Linden guest starred as Judge Bork in Season 1, Episode 11.
Annie Potts as Doris Johnson Annie Potts
Emmy® nominee Annie Potts plays "Doris Johnson," the angry, yet guilt-ridden mother whose teenage son killed himself while in the care of Dr. Craig "Huff" Huffstodt. Potts rose to television fame during the seven-year run of "Designing Women," with her multi-layered portrayal of Mary Jo, the divorced single mother in the group who tried to juggle career and family with varying degrees of success. Following that role she received an Emmy® Award nomination for the comedy series "Love and War." She also starred for four years in the one-hour drama series, "Any Day Now." Potts' feature film credits include "Elvis Has Left the Building," "Texasville," "Crimes Of Passion," and "Pretty In Pink."

Potts guest starred as Doris Johnson in Season 1, Episodes 4, 5 and 6.

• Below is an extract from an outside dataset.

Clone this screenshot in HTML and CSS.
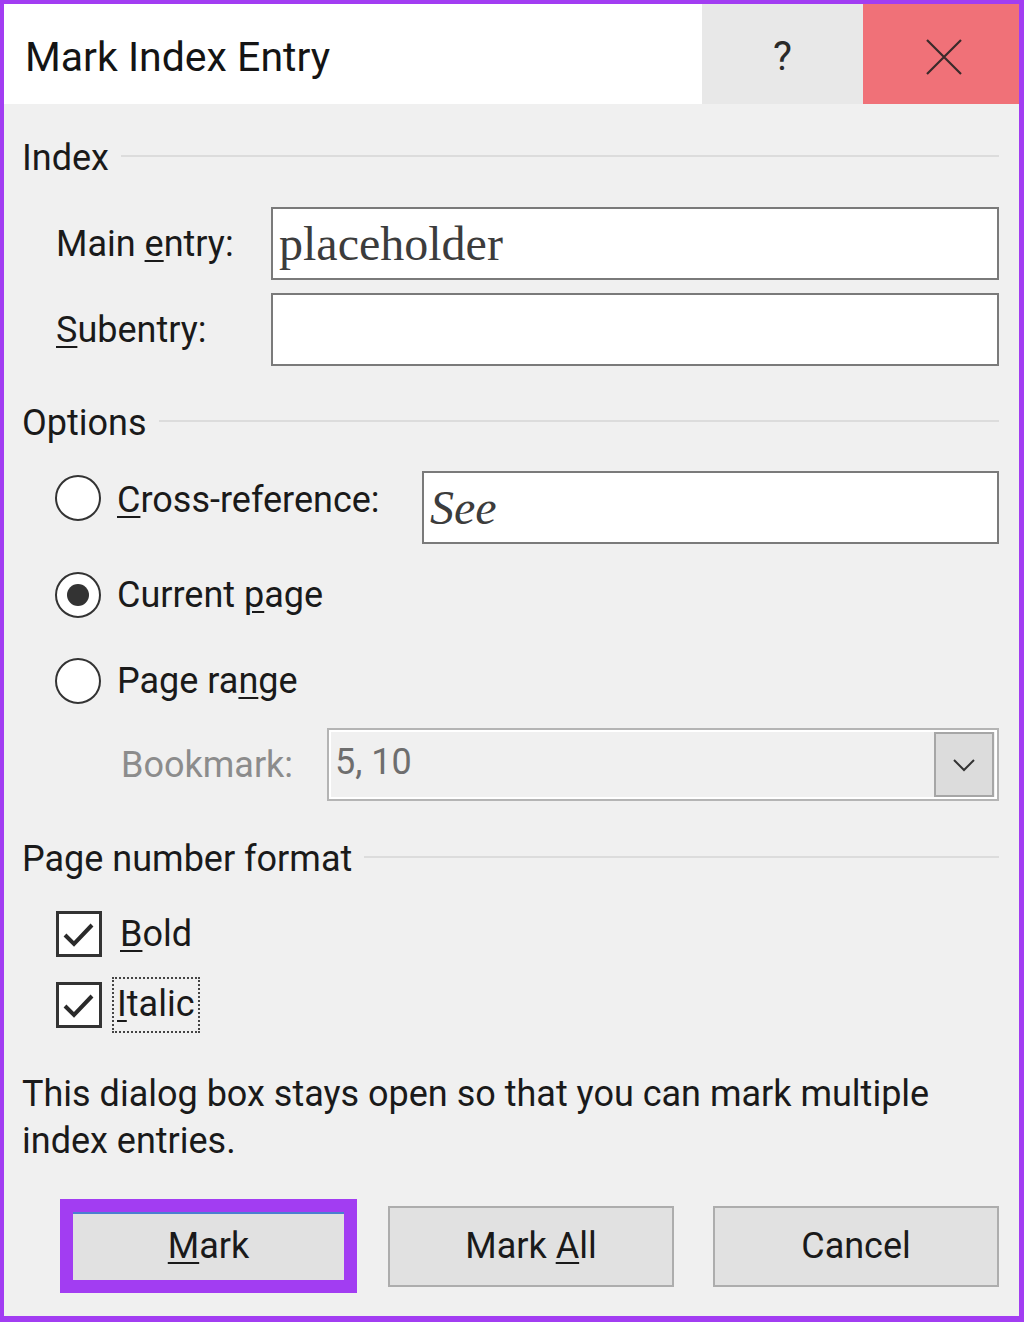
FILE: index.html
```html
<!DOCTYPE html>
<html lang="en">
<head>
  <meta charset="UTF-8" />
  <title>Mark Index Entry</title>
  <meta name="viewport" content="width=device-width, initial-scale=1.0" />
  <link rel="stylesheet" href="styles.css">
</head>
<body>
  <div class="dialog">
    <div class="titlebar">
      <div class="title">Mark Index Entry</div>
      <div class="tb-btn help">?</div>
      <div class="tb-btn close">
        <svg width="40" height="40" viewBox="0 0 40 40"><path d="M3 3 L37 37 M37 3 L3 37" stroke="#3a2a2a" stroke-width="2.2" fill="none"/></svg>
      </div>
    </div>

    <div class="body">
      <div class="group-title first">Index</div>

      <div class="field-row main-row">
        <label class="field-label">Main <u>e</u>ntry:</label>
        <div class="textbox serif">placeholder</div>
      </div>
      <div class="field-row sub-row">
        <label class="field-label"><u>S</u>ubentry:</label>
        <div class="textbox"></div>
      </div>

      <div class="group-title options">Options</div>

      <div class="radio-row cross-row">
        <span class="radio"></span>
        <span class="radio-text"><u>C</u>ross-reference:</span>
        <div class="textbox serif italic">See</div>
      </div>
      <div class="radio-row current-row">
        <span class="radio checked"></span>
        <span class="radio-text">Current <u>p</u>age</span>
      </div>
      <div class="radio-row range-row">
        <span class="radio"></span>
        <span class="radio-text">Page ra<u>n</u>ge</span>
      </div>

      <div class="bookmark-row">
        <span class="bookmark-label">Bookmark:</span>
        <div class="select">
          <span class="select-value">5, 10</span>
          <span class="select-btn">
            <svg width="24" height="14" viewBox="0 0 24 14"><path d="M2 2 L12 12 L22 2" stroke="#333" stroke-width="2" fill="none"/></svg>
          </span>
        </div>
      </div>

      <div class="group-title format">Page number format</div>

      <div class="check-row bold-row">
        <span class="checkbox">
          <svg width="40" height="40" viewBox="0 0 40 40"><path d="M6 21 L15 30 L33 11" stroke="#2a2a2a" stroke-width="4" fill="none"/></svg>
        </span>
        <span class="check-text"><u>B</u>old</span>
      </div>
      <div class="check-row italic-row">
        <span class="checkbox">
          <svg width="40" height="40" viewBox="0 0 40 40"><path d="M6 21 L15 30 L33 11" stroke="#2a2a2a" stroke-width="4" fill="none"/></svg>
        </span>
        <span class="check-text focus"><u>I</u>talic</span>
      </div>

      <p class="note">This dialog box stays open so that you can mark multiple index entries.</p>

      <div class="buttons">
        <button class="btn btn-mark"><u>M</u>ark</button>
        <button class="btn btn-all">Mark <u>A</u>ll</button>
        <button class="btn btn-cancel">Cancel</button>
      </div>
    </div>
  </div>
</body>
</html>
```

FILE: styles.css
```css
* { box-sizing: border-box; margin: 0; padding: 0; }

body {
  font-family: Roboto, "Noto Sans", sans-serif;
  background: #a23df2;
  color: #1a1a1a;
}

u { text-decoration-thickness: 2px; text-underline-offset: 4px; }

.dialog {
  width: 1024px;
  height: 1322px;
  border: 4px solid #a23df2;
  border-right-width: 5px;
  border-bottom-width: 6px;
  background: #f0f0f0;
  display: flex;
  flex-direction: column;
}

.titlebar {
  height: 100px;
  display: flex;
  background: #fff;
}

.title {
  flex: 1;
  padding-left: 21px;
  padding-top: 6px;
  font-size: 41px;
  line-height: 94px;
  color: #141414;
}

.tb-btn {
  display: flex;
  align-items: center;
  justify-content: center;
  height: 100px;
}

.help {
  width: 161px;
  background: #e8e8e8;
  font-size: 40px;
  color: #2a2a2a;
  padding-top: 4px;
}

.close {
  width: 156px;
  background: #f07178;
  padding-top: 6px;
  padding-left: 6px;
}

.body {
  padding: 0 20px 0 18px;
  font-size: 36px;
}

.group-title {
  display: flex;
  align-items: center;
  height: 40px;
}

.group-title::after {
  content: "";
  flex: 1;
  height: 2px;
  background: #dcdcdc;
  margin-left: 12px;
  margin-top: -4px;
}

.group-title.first { margin-top: 34px; }
.group-title.options { margin-top: 37px; }
.group-title.format { margin-top: 38px; }

.field-row {
  display: flex;
  align-items: center;
}

.main-row { margin-top: 29px; }
.sub-row { margin-top: 13px; }

.field-label {
  width: 249px;
  padding-left: 34px;
}

.textbox {
  flex: 1;
  height: 73px;
  background: #fff;
  border: 2px solid #7a7a7a;
  padding-left: 6px;
  display: flex;
  align-items: center;
}

.serif {
  font-family: "Liberation Serif", "DejaVu Serif", serif;
  font-size: 48px;
  color: #3c3c3c;
}

.italic { font-style: italic; }

.radio-row {
  display: flex;
  align-items: center;
  padding-left: 33px;
}

.cross-row { margin-top: 28px; align-items: flex-start; }
.current-row { margin-top: 28px; height: 46px; }
.range-row { margin-top: 40px; height: 46px; }

.radio {
  width: 46px;
  height: 46px;
  border-radius: 50%;
  border: 2px solid #333;
  background: #fff;
  display: flex;
  align-items: center;
  justify-content: center;
  flex-shrink: 0;
}

.radio.checked::after {
  content: "";
  width: 22px;
  height: 22px;
  border-radius: 50%;
  background: #333;
}

.radio-text { margin-left: 16px; }

.cross-row .radio { margin-top: 4px; }
.cross-row .radio-text { width: 305px; line-height: 46px; margin-top: 6px; }

.bookmark-row {
  display: flex;
  align-items: center;
  margin-top: 24px;
}

.bookmark-label {
  width: 305px;
  padding-left: 99px;
  color: #8c8c8c;
}

.select {
  flex: 1;
  height: 73px;
  border: 2px solid #b4b4b4;
  box-shadow: inset 0 0 0 2px #fff;
  background: #f0f0f0;
  display: flex;
  align-items: center;
  padding: 0 3px 0 6px;
}

.select-value {
  flex: 1;
  color: #6e6e6e;
  margin-top: -6px;
}

.select-btn {
  width: 60px;
  height: 65px;
  background: #dcdcdc;
  border: 2px solid #a6a6a6;
  display: flex;
  align-items: center;
  justify-content: center;
}

.check-row {
  display: flex;
  align-items: center;
  padding-left: 34px;
  height: 46px;
}

.bold-row { margin-top: 32px; }
.italic-row { margin-top: 25px; }

.checkbox {
  width: 46px;
  height: 46px;
  border: 3px solid #333;
  background: #fff;
  display: flex;
  align-items: center;
  justify-content: center;
  flex-shrink: 0;
}

.check-text {
  margin-left: 16px;
  padding: 2px 2px;
}

.check-text.focus {
  margin-left: 10px;
  padding: 4px 3px 6px 3px;
  border: 2px dotted #444;
}

.note {
  margin-top: 43px;
  line-height: 47px;
  width: 960px;
}

.buttons {
  display: flex;
  align-items: center;
  margin-top: 34px;
}

.btn {
  font-family: Roboto, "Noto Sans", sans-serif;
  font-size: 36px;
  color: #1a1a1a;
  background: #e1e1e1;
  border: 2px solid #adadad;
  height: 81px;
  width: 286px;
}

.btn-mark {
  width: 297px;
  height: 94px;
  border: 13px solid #a23df2;
  box-shadow: inset 0 2px 0 #4a7fd0;
  margin-left: 38px;
}

.btn-all { margin-left: 31px; }
.btn-cancel { margin-left: 39px; }
```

Bob Saget as Jonathan Young Bob Saget
Acclaimed actor-director-producer Bob Saget plays "Jonathan Young," a self-absorbed and undisciplined television actor. Saget is perhaps best known for his eight-year network television run on "Full House," and as the host and co-writer of "America's Funniest Home Videos." He has also played the role of "Matt Stewart" on the sitcom "Raising Dad." He directed the feature film "Dirty Work," an episode of "The Mind Of The Married Man," "Jitters," and "Becoming Dick," and also produced and starred in the television movie "Father and Scout."

Saget guest starred as Jonathan Young in Season 1, Episode 5.